#### [Exercise description]
Starting from the top of the material, restate each line exactly until the line that contains "rounded-[8px] border-2 border-[#b3b3b3]", which is also copied. Pictures are excluded.

#### [Dataset content]

###

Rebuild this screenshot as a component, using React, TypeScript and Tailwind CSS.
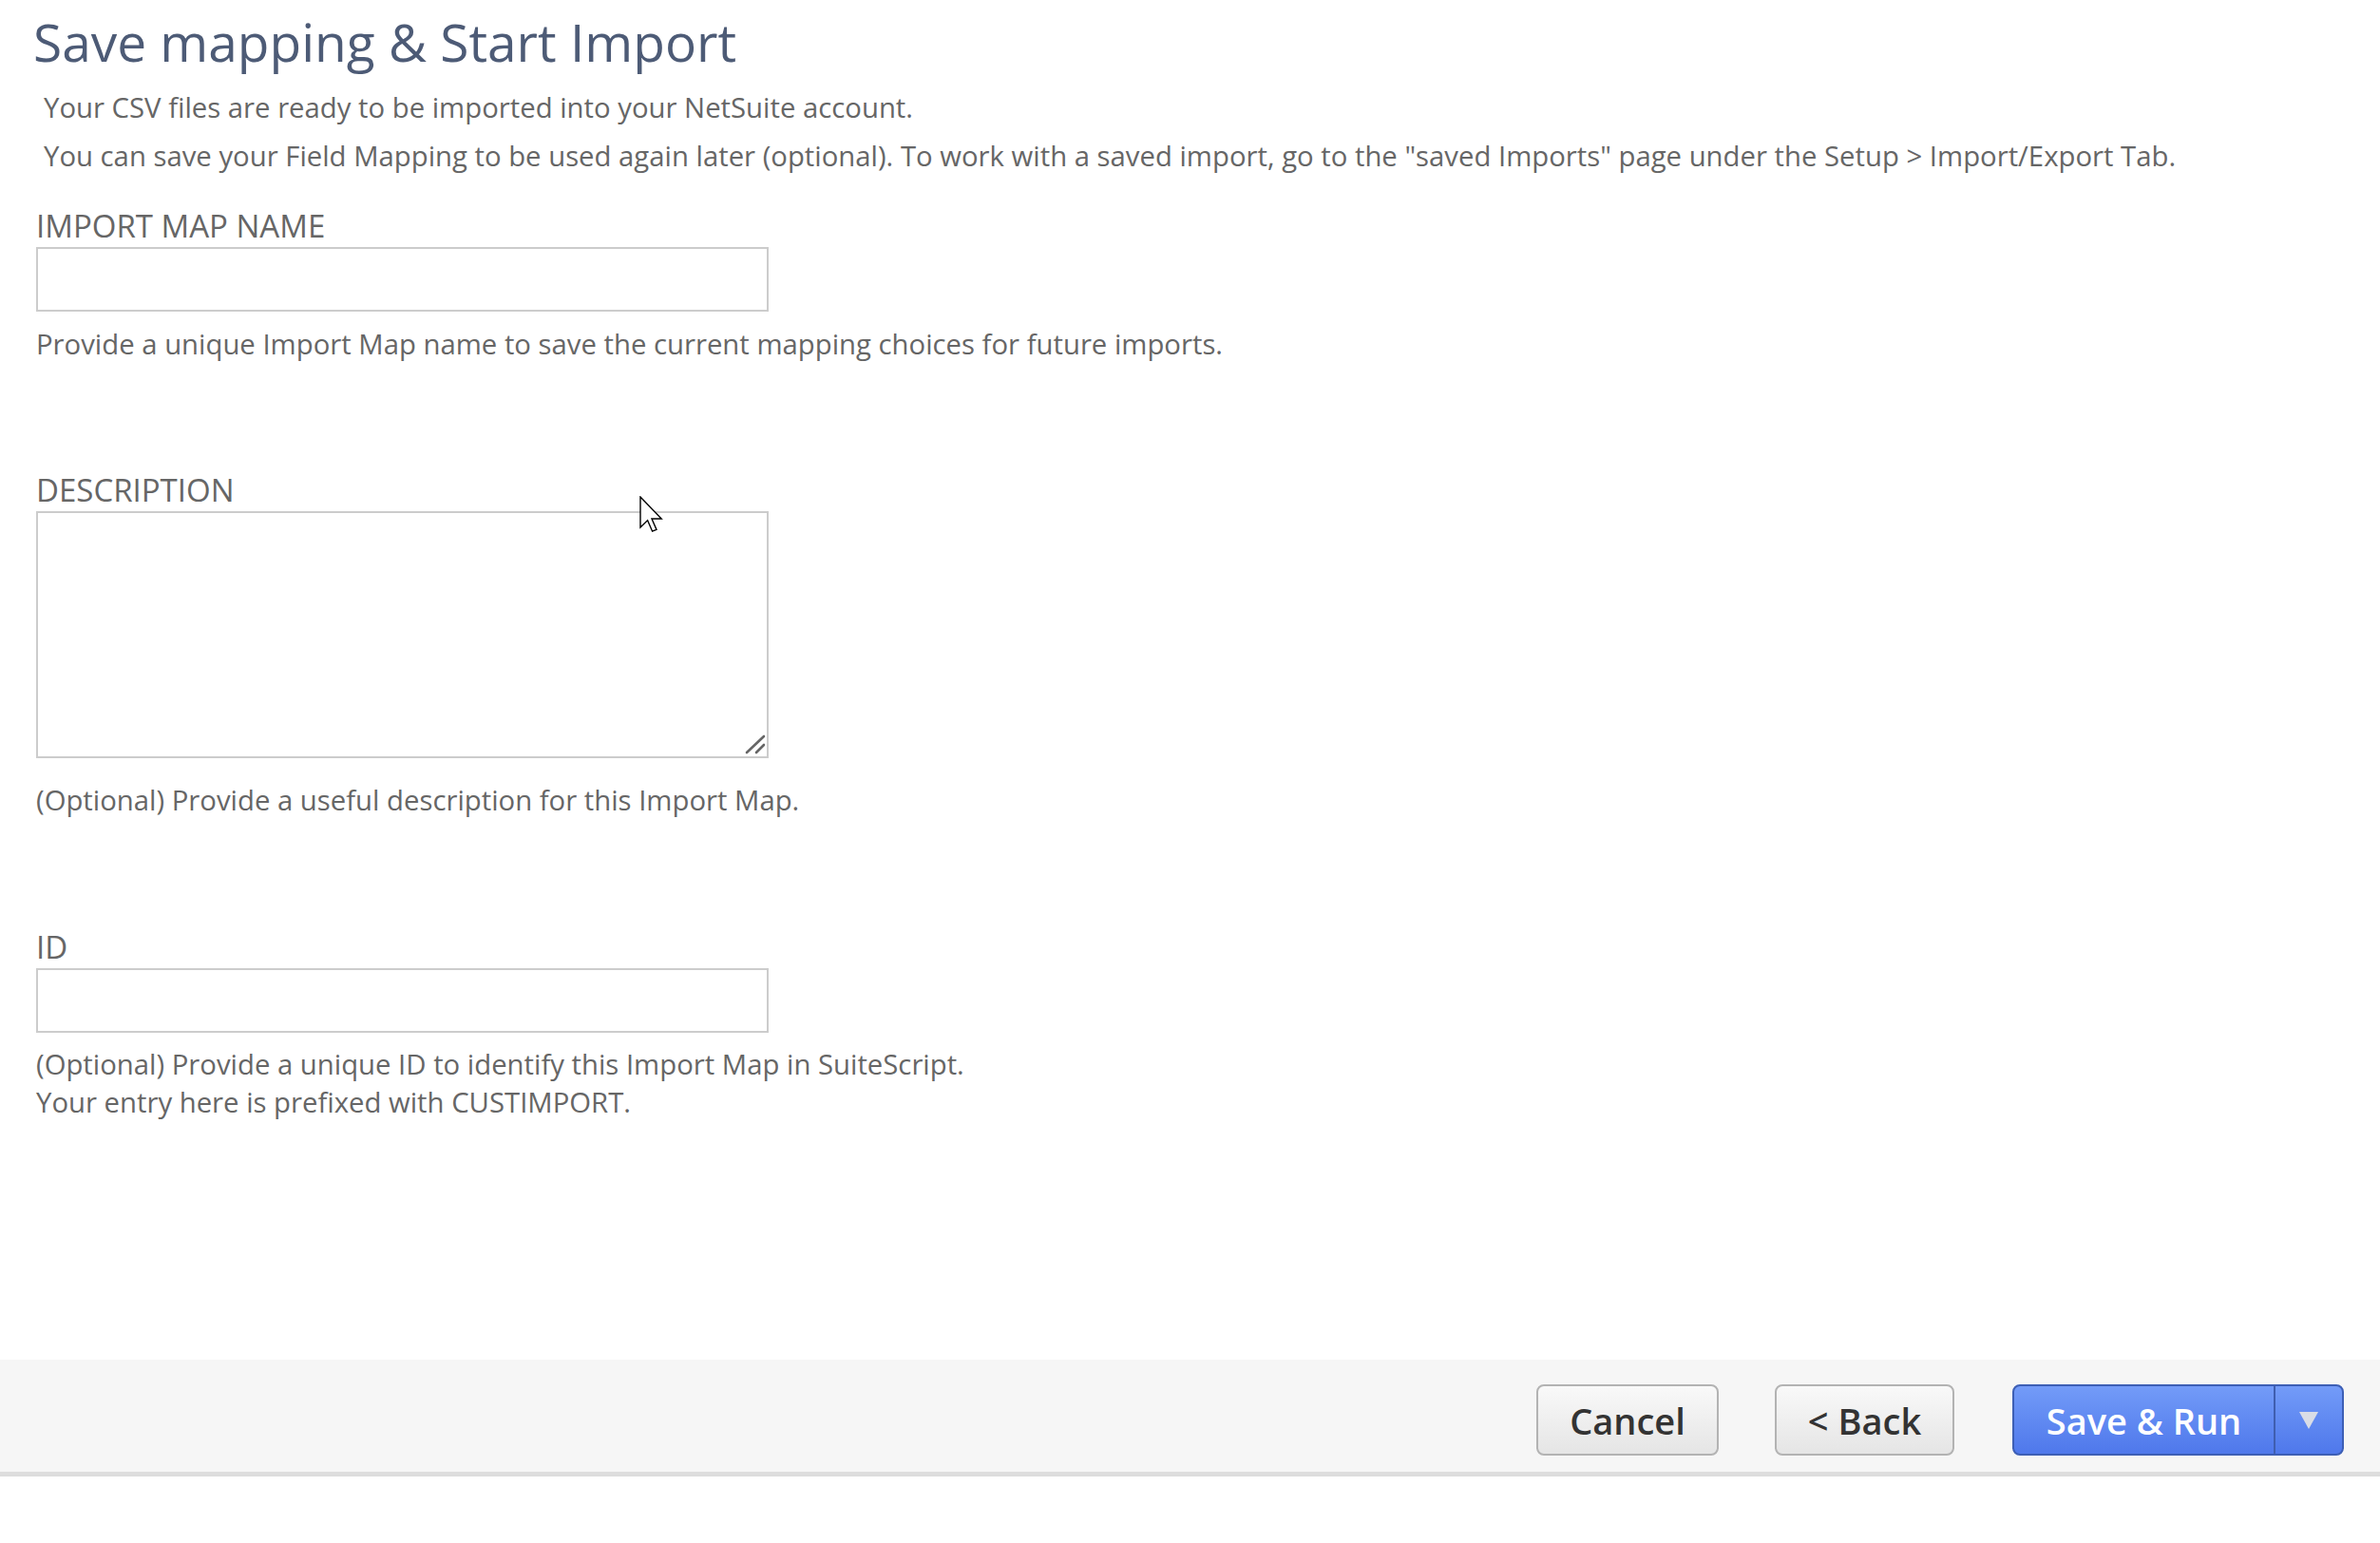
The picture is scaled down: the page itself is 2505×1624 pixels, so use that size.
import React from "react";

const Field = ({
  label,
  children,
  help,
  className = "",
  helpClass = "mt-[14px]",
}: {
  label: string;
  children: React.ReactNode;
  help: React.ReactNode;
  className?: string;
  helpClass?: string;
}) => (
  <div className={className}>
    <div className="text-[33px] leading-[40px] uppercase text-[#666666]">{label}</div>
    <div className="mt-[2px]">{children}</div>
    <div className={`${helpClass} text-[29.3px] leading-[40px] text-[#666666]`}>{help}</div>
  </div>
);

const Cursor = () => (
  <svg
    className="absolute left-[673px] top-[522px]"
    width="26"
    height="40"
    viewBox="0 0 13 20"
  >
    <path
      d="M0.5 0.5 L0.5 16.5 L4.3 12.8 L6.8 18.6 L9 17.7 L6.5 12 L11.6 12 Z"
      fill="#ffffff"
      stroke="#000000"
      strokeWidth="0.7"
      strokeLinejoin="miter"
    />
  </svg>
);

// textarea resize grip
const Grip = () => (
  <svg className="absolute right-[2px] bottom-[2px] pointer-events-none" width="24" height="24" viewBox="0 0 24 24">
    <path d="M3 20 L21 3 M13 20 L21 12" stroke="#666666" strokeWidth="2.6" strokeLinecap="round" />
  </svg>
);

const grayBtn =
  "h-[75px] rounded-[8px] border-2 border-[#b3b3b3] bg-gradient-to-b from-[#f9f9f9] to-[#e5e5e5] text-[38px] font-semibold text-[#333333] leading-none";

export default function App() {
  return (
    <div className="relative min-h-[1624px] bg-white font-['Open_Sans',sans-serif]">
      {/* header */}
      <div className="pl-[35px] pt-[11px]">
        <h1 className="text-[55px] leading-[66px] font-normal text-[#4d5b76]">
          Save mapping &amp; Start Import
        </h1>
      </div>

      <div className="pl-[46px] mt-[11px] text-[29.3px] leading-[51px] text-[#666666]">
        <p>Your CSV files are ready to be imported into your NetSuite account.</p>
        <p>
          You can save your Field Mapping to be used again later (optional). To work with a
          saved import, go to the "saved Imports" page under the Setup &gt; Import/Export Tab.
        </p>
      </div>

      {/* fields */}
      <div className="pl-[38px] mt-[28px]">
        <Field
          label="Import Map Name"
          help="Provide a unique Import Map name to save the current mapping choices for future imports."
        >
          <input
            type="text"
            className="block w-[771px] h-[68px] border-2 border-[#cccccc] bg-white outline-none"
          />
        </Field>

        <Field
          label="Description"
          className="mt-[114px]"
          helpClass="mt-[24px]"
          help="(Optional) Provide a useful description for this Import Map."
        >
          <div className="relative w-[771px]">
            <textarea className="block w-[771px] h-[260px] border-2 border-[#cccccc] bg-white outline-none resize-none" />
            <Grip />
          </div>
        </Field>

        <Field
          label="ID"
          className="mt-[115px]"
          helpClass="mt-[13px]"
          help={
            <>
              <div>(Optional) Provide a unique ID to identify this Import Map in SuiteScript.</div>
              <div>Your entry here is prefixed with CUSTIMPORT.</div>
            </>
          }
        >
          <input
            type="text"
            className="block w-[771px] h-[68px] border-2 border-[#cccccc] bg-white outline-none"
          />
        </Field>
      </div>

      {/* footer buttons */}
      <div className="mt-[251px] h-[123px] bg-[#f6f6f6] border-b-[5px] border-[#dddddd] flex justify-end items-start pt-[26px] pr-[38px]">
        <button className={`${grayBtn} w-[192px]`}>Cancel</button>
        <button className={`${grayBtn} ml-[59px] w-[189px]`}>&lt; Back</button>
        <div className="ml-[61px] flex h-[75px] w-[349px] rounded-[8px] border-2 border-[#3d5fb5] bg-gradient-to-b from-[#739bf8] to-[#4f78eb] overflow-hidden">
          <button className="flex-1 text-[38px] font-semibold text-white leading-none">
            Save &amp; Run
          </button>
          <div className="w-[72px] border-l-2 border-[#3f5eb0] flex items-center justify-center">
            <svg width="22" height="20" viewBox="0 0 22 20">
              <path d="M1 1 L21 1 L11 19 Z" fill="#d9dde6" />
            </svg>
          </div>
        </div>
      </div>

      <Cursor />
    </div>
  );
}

###

#### [Exercise answer]
Rebuild this screenshot as a component, using React, TypeScript and Tailwind CSS.
The picture is scaled down: the page itself is 2505×1624 pixels, so use that size.
import React from "react";

const Field = ({
  label,
  children,
  help,
  className = "",
  helpClass = "mt-[14px]",
}: {
  label: string;
  children: React.ReactNode;
  help: React.ReactNode;
  className?: string;
  helpClass?: string;
}) => (
  <div className={className}>
    <div className="text-[33px] leading-[40px] uppercase text-[#666666]">{label}</div>
    <div className="mt-[2px]">{children}</div>
    <div className={`${helpClass} text-[29.3px] leading-[40px] text-[#666666]`}>{help}</div>
  </div>
);

const Cursor = () => (
  <svg
    className="absolute left-[673px] top-[522px]"
    width="26"
    height="40"
    viewBox="0 0 13 20"
  >
    <path
      d="M0.5 0.5 L0.5 16.5 L4.3 12.8 L6.8 18.6 L9 17.7 L6.5 12 L11.6 12 Z"
      fill="#ffffff"
      stroke="#000000"
      strokeWidth="0.7"
      strokeLinejoin="miter"
    />
  </svg>
);

// textarea resize grip
const Grip = () => (
  <svg className="absolute right-[2px] bottom-[2px] pointer-events-none" width="24" height="24" viewBox="0 0 24 24">
    <path d="M3 20 L21 3 M13 20 L21 12" stroke="#666666" strokeWidth="2.6" strokeLinecap="round" />
  </svg>
);

const grayBtn =
  "h-[75px] rounded-[8px] border-2 border-[#b3b3b3] bg-gradient-to-b from-[#f9f9f9] to-[#e5e5e5] text-[38px] font-semibold text-[#333333] leading-none";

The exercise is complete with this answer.